Currently, the NPU is driven with proprietary toolchains that work with very specific vendor SDKs.
Verisilicon provides the Tensor Interface Module or TIM-VX: GitHub - VeriSilicon/TIM-VX: Verisilicon Tensor Interface Module
Amlogic provides a Amlogic Neuro Network SDK: Amlogic-NN · GitHub
Tomeu’s work on an upstream open source Mesa stack that will be shipped with various distributions and build toolchains like buildroot and Yocto.
Amlogic provided example models: https://github.com/Amlogic-NN/AML_NN_SDK/tree/master/Model/DDK188.8.131.52/A311D_0x88
Some potential applications of the NPU include the following:
- MobileNetV1 is supported already with decent performance.
- MobileNetV3 needs some extra functionality in operations that are already supported.
- InceptionV4 can be supported with additional work:
- Support MaxPool and AvgPool
- Support tensor concatenation
- SSDLite MobileDet is supported already with decent performance with a potential 3x upllift.

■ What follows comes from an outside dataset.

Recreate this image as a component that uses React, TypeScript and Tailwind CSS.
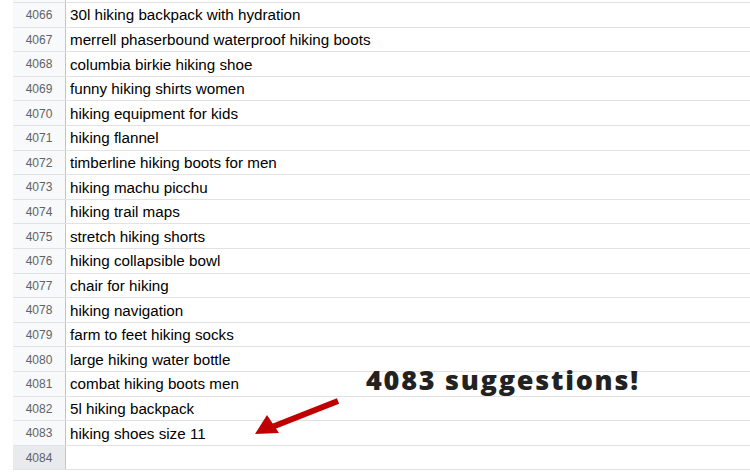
const rows: [number, string][] = [
  [4066, "30l hiking backpack with hydration"],
  [4067, "merrell phaserbound waterproof hiking boots"],
  [4068, "columbia birkie hiking shoe"],
  [4069, "funny hiking shirts women"],
  [4070, "hiking equipment for kids"],
  [4071, "hiking flannel"],
  [4072, "timberline hiking boots for men"],
  [4073, "hiking machu picchu"],
  [4074, "hiking trail maps"],
  [4075, "stretch hiking shorts"],
  [4076, "hiking collapsible bowl"],
  [4077, "chair for hiking"],
  [4078, "hiking navigation"],
  [4079, "farm to feet hiking socks"],
  [4080, "large hiking water bottle"],
  [4081, "combat hiking boots men"],
  [4082, "5l hiking backpack"],
  [4083, "hiking shoes size 11"],
  [4084, ""],
];

export default function App() {
  return (
    <div className="relative w-[750px] h-[472px] overflow-hidden bg-white pl-[13px] font-['Liberation_Sans',Arial,sans-serif]">
      {/* partial row above */}
      <div className="flex h-[3px] border-b border-[#e2e2e2]">
        <div className="w-[53px] shrink-0 bg-[#f8f9fa] border-r border-[#c4c4c4]" />
        <div className="flex-1" />
      </div>

      {rows.map(([num, text]) => (
        <div key={num} className="flex h-[24.6px] border-b border-[#e2e2e2]">
          <div
            className={
              num === 4084
                ? "w-[53px] shrink-0 bg-[#e8eaed] border-r border-[#c4c4c4] flex items-center justify-center pt-[1px] text-[12px] text-[#5f6368]"
                : "w-[53px] shrink-0 bg-[#f8f9fa] border-r border-[#c4c4c4] flex items-center justify-center pt-[1px] text-[12px] text-[#5f6368]"
            }
          >
            {num}
          </div>
          <div className="flex-1 flex items-center pl-[4px] pt-[2px] text-[15.2px] text-black whitespace-nowrap">
            {text}
          </div>
        </div>
      ))}

      {/* annotation */}
      <div className="absolute left-[366px] top-[366px] text-[27px] leading-none font-extrabold text-[#222] tracking-[1.75px] font-['Open_Sans',sans-serif] whitespace-nowrap">
        4083 suggestions!
      </div>
      <svg className="absolute left-[250px] top-[395px]" width="95" height="45" viewBox="0 0 95 45">
        <line x1="88" y1="6" x2="22" y2="32" stroke="#c00000" strokeWidth="6" />
        <polygon points="5,39 17,20 29,38" fill="#c00000" />
      </svg>
    </div>
  );
}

- PoseNet MobileNet V1: Pretty easy, as the backbone is MobileNet V1.
- MoveNet.SinglePose.Lightning: Quite a few new ops: Sub, FloorDiv, Mul, ArgMax, Cast, Sqrt, …
- YamNet: The core is fine, but at the beginning there is quite a bit
of tensor massaging with operations we don’t support yet. It may be
fine with just letting those operations run on the CPU.
- MiDaS: Only ResizeBilinear is new, rest should be supported.
- Enhanced Super Resolution GAN: LeakyRelu, Mul, Tensor concatenation. There is a huge number of layers, so probably cannot run in real time.